EXERCISE PROMPT
Find and copy lines holding "React".

RECORDS TO USE
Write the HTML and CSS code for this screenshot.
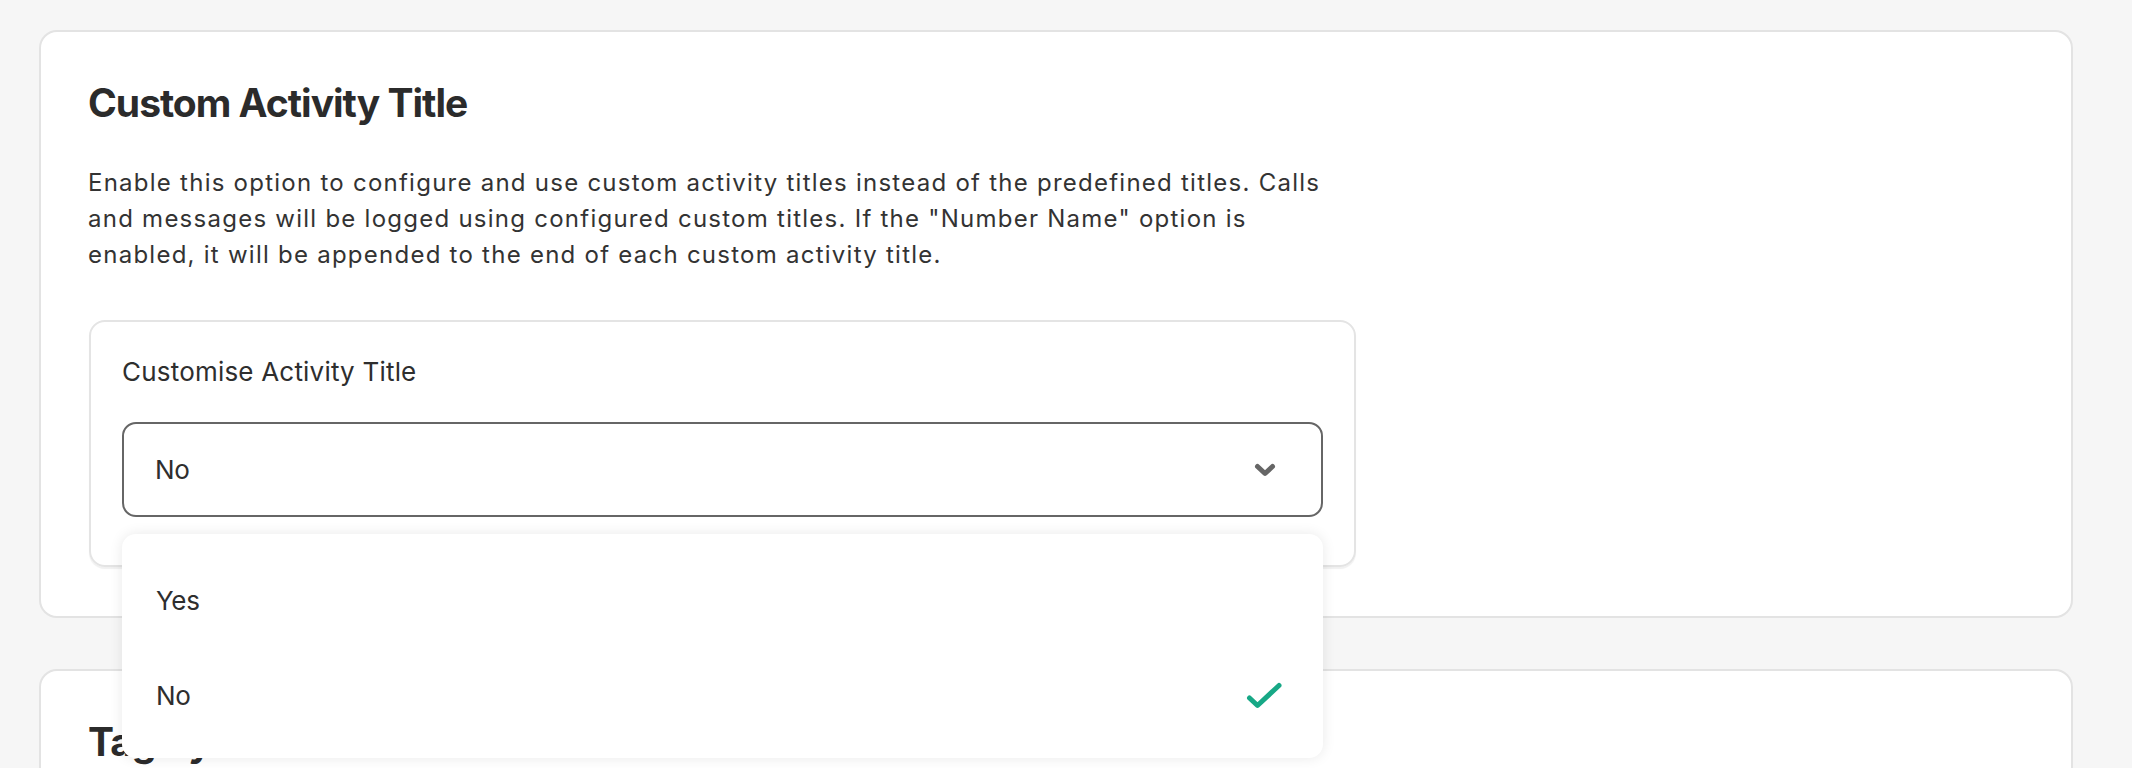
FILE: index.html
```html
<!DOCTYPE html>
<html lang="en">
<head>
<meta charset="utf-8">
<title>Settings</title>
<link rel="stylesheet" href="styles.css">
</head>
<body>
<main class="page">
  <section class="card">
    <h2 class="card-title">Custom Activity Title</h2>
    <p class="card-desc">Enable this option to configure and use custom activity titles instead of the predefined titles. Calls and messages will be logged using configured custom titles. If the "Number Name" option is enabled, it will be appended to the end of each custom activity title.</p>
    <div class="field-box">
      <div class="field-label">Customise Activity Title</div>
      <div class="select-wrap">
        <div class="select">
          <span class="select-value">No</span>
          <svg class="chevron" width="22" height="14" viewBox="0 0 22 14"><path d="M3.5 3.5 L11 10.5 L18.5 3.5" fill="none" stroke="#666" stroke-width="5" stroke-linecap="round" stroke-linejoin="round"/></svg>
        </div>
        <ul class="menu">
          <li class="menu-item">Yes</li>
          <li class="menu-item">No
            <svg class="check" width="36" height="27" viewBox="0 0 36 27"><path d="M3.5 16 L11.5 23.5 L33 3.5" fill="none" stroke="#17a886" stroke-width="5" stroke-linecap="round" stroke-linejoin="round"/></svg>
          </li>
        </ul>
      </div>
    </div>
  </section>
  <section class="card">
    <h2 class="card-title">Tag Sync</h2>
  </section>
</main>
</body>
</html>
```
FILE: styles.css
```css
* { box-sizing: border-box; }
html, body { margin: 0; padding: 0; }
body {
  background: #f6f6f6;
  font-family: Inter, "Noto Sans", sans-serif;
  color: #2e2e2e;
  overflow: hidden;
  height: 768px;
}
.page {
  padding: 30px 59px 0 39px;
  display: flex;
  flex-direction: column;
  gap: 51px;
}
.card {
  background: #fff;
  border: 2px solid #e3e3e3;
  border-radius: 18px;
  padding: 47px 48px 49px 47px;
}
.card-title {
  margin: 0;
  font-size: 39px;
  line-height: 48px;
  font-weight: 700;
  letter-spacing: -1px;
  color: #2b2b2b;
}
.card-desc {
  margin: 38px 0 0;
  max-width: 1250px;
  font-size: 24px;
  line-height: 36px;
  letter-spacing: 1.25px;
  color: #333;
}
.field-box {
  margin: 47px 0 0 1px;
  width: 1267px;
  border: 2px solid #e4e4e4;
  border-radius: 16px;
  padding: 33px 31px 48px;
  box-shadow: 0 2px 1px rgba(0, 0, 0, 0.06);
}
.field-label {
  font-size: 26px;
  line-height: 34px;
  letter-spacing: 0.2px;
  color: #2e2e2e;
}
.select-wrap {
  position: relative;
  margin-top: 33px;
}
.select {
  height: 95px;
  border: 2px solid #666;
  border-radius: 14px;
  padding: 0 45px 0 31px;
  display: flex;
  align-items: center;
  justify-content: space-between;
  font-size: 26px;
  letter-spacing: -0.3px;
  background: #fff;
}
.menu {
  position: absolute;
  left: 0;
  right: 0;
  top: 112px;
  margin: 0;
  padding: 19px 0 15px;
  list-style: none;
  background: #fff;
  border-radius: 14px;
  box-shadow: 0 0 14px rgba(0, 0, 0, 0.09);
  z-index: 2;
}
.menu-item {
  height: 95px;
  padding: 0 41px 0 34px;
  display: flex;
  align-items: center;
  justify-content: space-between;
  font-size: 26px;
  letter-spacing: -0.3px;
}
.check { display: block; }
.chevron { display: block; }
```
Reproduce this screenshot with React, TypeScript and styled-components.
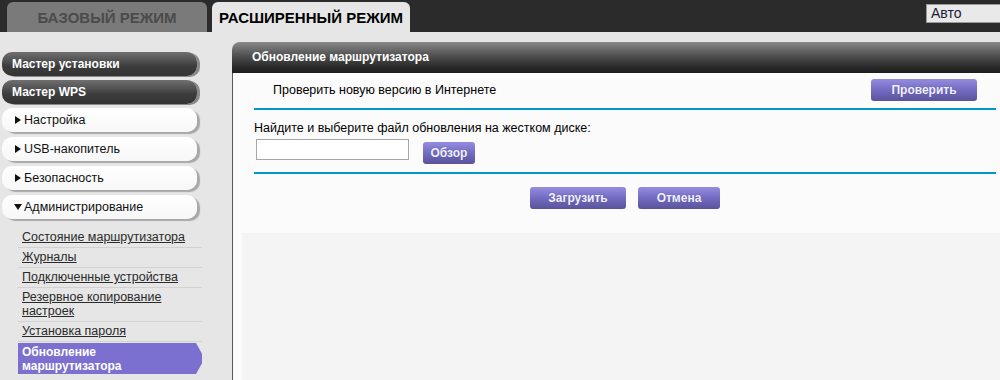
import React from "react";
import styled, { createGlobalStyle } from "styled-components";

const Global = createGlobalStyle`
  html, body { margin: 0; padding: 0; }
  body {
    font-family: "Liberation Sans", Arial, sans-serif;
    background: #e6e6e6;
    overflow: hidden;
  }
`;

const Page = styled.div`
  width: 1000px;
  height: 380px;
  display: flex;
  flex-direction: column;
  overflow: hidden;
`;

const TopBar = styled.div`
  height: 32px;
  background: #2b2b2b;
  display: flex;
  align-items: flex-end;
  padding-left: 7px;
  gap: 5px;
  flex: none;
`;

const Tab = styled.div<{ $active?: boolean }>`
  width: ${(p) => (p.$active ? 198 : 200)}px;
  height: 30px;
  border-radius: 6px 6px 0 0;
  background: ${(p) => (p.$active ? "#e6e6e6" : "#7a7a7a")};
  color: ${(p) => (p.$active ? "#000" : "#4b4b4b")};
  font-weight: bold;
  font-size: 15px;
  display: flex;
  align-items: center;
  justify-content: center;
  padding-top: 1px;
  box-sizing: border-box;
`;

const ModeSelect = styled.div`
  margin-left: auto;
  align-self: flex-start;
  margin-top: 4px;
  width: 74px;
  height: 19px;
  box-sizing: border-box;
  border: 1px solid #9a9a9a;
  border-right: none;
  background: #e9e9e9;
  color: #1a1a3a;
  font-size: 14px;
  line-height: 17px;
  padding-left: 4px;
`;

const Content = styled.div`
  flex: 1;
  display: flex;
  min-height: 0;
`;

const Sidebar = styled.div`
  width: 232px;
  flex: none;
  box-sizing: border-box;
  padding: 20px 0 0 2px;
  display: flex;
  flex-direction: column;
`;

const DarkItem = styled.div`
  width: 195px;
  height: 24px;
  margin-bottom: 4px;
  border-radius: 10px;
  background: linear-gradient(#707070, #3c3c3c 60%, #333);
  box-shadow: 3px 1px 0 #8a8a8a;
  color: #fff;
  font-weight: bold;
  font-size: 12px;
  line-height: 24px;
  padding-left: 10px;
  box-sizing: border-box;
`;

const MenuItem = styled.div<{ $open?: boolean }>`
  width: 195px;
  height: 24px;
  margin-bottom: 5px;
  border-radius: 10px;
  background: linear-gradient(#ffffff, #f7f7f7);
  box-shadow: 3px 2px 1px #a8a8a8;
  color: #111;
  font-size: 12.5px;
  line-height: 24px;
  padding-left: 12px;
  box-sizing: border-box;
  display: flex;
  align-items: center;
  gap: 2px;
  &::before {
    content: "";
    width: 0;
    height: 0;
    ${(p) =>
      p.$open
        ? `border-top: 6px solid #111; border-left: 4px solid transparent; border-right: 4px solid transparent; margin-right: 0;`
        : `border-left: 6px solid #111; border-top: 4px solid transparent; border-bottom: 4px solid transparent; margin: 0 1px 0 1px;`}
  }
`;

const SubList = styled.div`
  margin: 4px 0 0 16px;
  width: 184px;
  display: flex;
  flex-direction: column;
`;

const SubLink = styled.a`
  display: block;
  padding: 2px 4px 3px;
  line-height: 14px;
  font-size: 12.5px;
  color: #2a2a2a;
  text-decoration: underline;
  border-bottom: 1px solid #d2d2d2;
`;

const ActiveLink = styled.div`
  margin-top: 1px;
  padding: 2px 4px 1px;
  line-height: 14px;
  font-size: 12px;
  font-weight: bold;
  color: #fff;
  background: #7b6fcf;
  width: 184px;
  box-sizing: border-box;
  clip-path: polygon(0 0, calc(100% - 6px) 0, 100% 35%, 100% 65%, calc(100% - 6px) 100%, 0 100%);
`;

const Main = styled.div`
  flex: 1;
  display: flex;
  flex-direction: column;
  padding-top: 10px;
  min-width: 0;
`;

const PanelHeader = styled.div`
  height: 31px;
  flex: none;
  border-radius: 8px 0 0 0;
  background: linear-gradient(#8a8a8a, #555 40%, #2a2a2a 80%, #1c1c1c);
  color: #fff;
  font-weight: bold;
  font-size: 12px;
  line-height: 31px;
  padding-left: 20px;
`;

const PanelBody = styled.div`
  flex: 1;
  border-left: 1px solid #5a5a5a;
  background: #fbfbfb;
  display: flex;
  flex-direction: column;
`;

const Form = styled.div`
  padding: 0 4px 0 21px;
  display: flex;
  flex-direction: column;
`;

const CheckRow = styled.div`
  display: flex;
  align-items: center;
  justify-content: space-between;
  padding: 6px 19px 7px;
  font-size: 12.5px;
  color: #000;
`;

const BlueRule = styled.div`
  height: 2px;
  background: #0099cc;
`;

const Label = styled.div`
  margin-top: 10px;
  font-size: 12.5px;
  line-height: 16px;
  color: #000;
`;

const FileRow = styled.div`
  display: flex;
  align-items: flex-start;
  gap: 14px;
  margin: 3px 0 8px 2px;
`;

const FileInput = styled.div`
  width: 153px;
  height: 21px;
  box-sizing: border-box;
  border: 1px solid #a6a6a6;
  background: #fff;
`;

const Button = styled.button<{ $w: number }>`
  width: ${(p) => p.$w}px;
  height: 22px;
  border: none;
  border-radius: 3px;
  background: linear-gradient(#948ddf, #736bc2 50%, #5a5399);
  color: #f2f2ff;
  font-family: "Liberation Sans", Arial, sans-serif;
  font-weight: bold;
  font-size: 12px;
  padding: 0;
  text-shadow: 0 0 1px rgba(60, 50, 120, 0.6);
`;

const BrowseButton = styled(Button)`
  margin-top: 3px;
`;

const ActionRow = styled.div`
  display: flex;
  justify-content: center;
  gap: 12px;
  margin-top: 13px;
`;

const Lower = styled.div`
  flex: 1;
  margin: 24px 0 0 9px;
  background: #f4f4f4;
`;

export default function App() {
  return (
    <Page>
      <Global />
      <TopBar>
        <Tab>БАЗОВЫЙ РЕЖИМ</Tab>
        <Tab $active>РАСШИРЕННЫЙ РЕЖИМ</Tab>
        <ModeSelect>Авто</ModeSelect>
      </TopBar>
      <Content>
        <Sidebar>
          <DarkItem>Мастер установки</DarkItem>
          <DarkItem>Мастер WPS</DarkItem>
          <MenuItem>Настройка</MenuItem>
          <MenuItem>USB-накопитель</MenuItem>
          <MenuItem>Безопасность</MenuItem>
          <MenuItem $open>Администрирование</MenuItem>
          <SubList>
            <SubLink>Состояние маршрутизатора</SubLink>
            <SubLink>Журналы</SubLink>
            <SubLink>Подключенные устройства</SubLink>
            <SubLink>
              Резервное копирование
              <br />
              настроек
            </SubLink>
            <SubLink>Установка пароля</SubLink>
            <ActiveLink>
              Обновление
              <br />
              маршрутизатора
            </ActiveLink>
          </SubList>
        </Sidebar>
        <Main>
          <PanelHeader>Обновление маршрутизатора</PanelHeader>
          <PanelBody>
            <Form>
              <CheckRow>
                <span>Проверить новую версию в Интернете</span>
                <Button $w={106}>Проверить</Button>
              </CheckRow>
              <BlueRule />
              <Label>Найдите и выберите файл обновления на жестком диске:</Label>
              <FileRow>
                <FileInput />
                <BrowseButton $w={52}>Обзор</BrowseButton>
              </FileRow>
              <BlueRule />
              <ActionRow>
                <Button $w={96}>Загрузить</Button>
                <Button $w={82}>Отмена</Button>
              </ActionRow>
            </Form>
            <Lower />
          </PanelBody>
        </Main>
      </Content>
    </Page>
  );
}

SOLUTION TO THIS EXERCISE
Reproduce this screenshot with React, TypeScript and styled-components.
import React from "react";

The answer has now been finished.